O Ministério Público de Sinaloa divulgou, por sua vez, na segunda-feira um vídeo que mostra um atirador atacando Cuén supostamente no dia 25 de julho em um posto de gasolina em Culiacán, reforçando sua versão inicial de um hipotético roubo.
A trama inclui também o desaparecimento de dois seguranças de Zambada, segundo seu relato, incluindo um suposto chefe policial de Sinaloa. Embora os fatos tenham ocorrido nesse estado, a Procuradoria-Geral do México assumiu as investigações.
O caso Zambada ilustra que o narcotráfico "não ocorre à margem" de atores estatais, "mas precisa de corrupção para existir e crescer", aponta Cecilia Farfán, do Institute on Global Conflict and Cooperation.
A versão de “El Mayo", no entanto, seria uma manobra para evitar um julgamento nos Estados Unidos, onde ele já rejeitou acusações de narcotráfico e lavagem de dinheiro, entre outras.
A defesa argumentaria que "houve uma aplicação extraterritorial da Justiça americana para contestar um julgamento", opina o consultor David Saucedo.
Mas essa alegação "não terá valor aqui nos Estados Unidos", aponta Vigil, designado ao México em vários períodos.

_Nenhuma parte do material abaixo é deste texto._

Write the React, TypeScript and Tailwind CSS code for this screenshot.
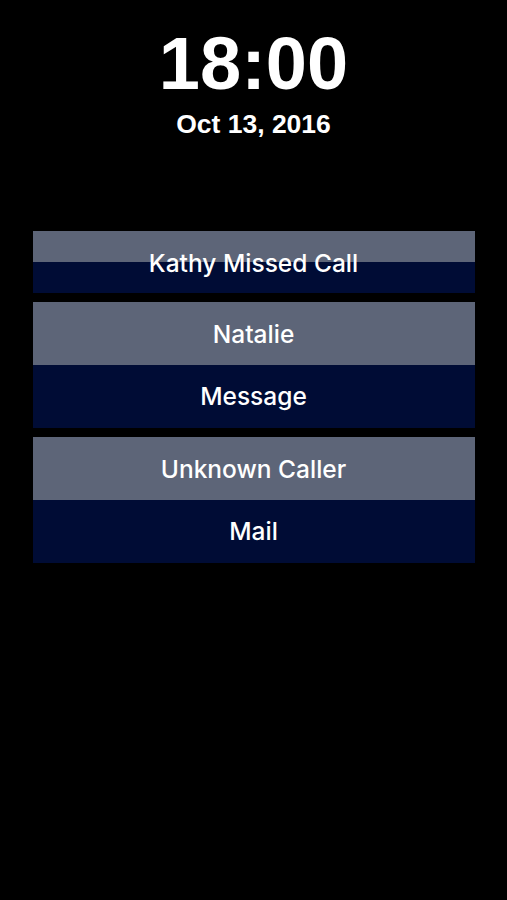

Vigil menciona o caso de um mexicano julgado há duas décadas nos EUA pelo assassinato do agente da DEA Enrique Camarena em 1985, apesar de alegar uma prisão ilegal.
O suspeito foi libertado por falta de provas neste crime atribuído ao Cartel de Guadalajara, antecessor do de Sinaloa, que tem várias facções.
- Desconfiança -
Vigil também vê inconsistências na versão de "El Mayo", como o fato de que "o narcotraficante mais procurado do mundo" teria ido a uma reunião com quatro seguranças para supostamente se encontrar com outros filhos de "El Chapo", seus inimigos, para resolver um problema particular.
Para ele, a hipótese mais plausível é que Guzmán López entregou Zambada porque estava negociando benefícios para ele próprio e seu irmão Ovidio, extraditado em 2023, e como "vingança" por um irmão e um filho de "El Mayo" terem testemunhado contra "El Chapo" Guzmán durante o julgamento que o condenou à prisão perpétua.
Enquanto outras peças do quebra-cabeça surgem, o caso parece fragilizar ainda mais a cooperação antidrogas, diante de suspeitas de que o governo mexicano adotou uma postura de "braços cruzados" para capturar grandes narcotraficantes, aponta Saucedo.
López Obrador, que acusa a DEA de falhar em sua estratégia antidrogas, reiterou na segunda-feira (12) que a prisão de narcotraficantes não resolve o problema e denunciou um "modus operandi" de Washington para vincular governos ao narcotráfico e assim "submetê-los".
O governante esquerdista, que encerrará seu mandato em 1º de outubro, defende atacar a criminalidade desde a raiz - segundo ele, a pobreza - sob o slogan "abraços, não balas".
Em meio a essas divergências, que levaram a limitar o papel da DEA no México, López Obrador reconhece, no entanto, que o caso Zambada ajudará "muito a conhecer todas as ligações" entre a política e o narcotráfico.